## [Aim of the exercise]
Retype the whole listing, please, keeping every line exact and dropping the pictures.

## [Source data]
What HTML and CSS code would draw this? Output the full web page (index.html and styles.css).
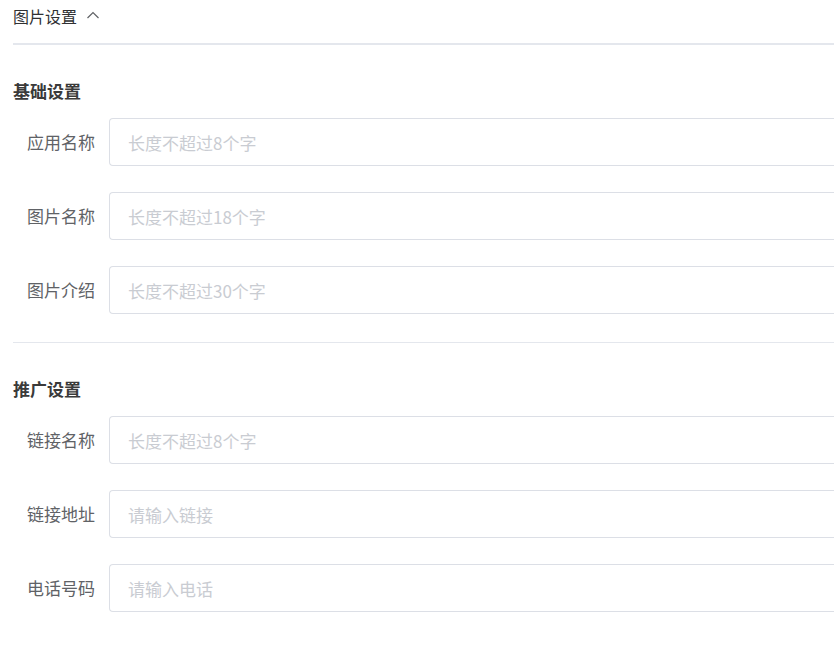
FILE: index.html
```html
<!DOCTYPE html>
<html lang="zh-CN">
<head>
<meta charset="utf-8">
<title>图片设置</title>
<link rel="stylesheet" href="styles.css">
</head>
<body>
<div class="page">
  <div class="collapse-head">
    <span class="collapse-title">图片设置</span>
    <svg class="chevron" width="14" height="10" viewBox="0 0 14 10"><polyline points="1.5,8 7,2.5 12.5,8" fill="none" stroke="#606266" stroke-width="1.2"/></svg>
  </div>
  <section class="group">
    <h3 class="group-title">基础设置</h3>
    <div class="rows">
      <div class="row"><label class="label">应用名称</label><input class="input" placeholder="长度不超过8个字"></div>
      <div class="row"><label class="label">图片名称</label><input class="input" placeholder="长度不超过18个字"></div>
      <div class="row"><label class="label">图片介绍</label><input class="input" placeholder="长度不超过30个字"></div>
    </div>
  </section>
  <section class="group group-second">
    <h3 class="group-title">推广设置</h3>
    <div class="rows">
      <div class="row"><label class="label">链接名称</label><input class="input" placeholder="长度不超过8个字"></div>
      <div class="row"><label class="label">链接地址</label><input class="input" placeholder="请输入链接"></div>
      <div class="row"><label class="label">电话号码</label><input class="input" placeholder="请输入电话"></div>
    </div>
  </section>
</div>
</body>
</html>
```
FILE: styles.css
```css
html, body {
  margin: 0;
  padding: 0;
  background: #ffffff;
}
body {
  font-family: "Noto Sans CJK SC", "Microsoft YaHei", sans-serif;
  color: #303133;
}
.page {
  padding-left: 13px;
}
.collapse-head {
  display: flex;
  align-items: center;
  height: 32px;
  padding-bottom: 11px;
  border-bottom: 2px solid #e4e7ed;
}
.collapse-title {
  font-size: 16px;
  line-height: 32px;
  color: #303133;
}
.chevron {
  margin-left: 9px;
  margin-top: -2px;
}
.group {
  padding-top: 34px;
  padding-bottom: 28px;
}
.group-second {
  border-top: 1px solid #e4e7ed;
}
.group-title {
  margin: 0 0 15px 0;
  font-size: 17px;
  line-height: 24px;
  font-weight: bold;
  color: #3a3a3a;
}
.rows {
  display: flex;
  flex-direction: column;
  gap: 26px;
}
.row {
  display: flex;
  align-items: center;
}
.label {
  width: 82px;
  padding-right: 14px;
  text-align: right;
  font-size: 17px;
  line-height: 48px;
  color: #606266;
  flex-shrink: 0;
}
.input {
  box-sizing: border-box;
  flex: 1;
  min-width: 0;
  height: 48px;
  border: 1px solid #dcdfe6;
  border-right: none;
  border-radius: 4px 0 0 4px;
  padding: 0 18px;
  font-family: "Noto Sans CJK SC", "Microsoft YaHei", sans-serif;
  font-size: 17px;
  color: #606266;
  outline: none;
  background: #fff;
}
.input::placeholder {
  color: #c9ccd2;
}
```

## [Output of the task]
What HTML and CSS code would draw this? Output the full web page (index.html and styles.css).
FILE: index.html
```html
<!DOCTYPE html>
<html lang="zh-CN">
<head>
<meta charset="utf-8">
<title>图片设置</title>
<link rel="stylesheet" href="styles.css">
</head>
<body>
<div class="page">
  <div class="collapse-head">
    <span class="collapse-title">图片设置</span>
    <svg class="chevron" width="14" height="10" viewBox="0 0 14 10"><polyline points="1.5,8 7,2.5 12.5,8" fill="none" stroke="#606266" stroke-width="1.2"/></svg>
  </div>
  <section class="group">
    <h3 class="group-title">基础设置</h3>
    <div class="rows">
      <div class="row"><label class="label">应用名称</label><input class="input" placeholder="长度不超过8个字"></div>
      <div class="row"><label class="label">图片名称</label><input class="input" placeholder="长度不超过18个字"></div>
      <div class="row"><label class="label">图片介绍</label><input class="input" placeholder="长度不超过30个字"></div>
    </div>
  </section>
  <section class="group group-second">
    <h3 class="group-title">推广设置</h3>
    <div class="rows">
      <div class="row"><label class="label">链接名称</label><input class="input" placeholder="长度不超过8个字"></div>
      <div class="row"><label class="label">链接地址</label><input class="input" placeholder="请输入链接"></div>
      <div class="row"><label class="label">电话号码</label><input class="input" placeholder="请输入电话"></div>
    </div>
  </section>
</div>
</body>
</html>
```
FILE: styles.css
```css
html, body {
  margin: 0;
  padding: 0;
  background: #ffffff;
}
body {
  font-family: "Noto Sans CJK SC", "Microsoft YaHei", sans-serif;
  color: #303133;
}
.page {
  padding-left: 13px;
}
.collapse-head {
  display: flex;
  align-items: center;
  height: 32px;
  padding-bottom: 11px;
  border-bottom: 2px solid #e4e7ed;
}
.collapse-title {
  font-size: 16px;
  line-height: 32px;
  color: #303133;
}
.chevron {
  margin-left: 9px;
  margin-top: -2px;
}
.group {
  padding-top: 34px;
  padding-bottom: 28px;
}
.group-second {
  border-top: 1px solid #e4e7ed;
}
.group-title {
  margin: 0 0 15px 0;
  font-size: 17px;
  line-height: 24px;
  font-weight: bold;
  color: #3a3a3a;
}
.rows {
  display: flex;
  flex-direction: column;
  gap: 26px;
}
.row {
  display: flex;
  align-items: center;
}
.label {
  width: 82px;
  padding-right: 14px;
  text-align: right;
  font-size: 17px;
  line-height: 48px;
  color: #606266;
  flex-shrink: 0;
}
.input {
  box-sizing: border-box;
  flex: 1;
  min-width: 0;
  height: 48px;
  border: 1px solid #dcdfe6;
  border-right: none;
  border-radius: 4px 0 0 4px;
  padding: 0 18px;
  font-family: "Noto Sans CJK SC", "Microsoft YaHei", sans-serif;
  font-size: 17px;
  color: #606266;
  outline: none;
  background: #fff;
}
.input::placeholder {
  color: #c9ccd2;
}
```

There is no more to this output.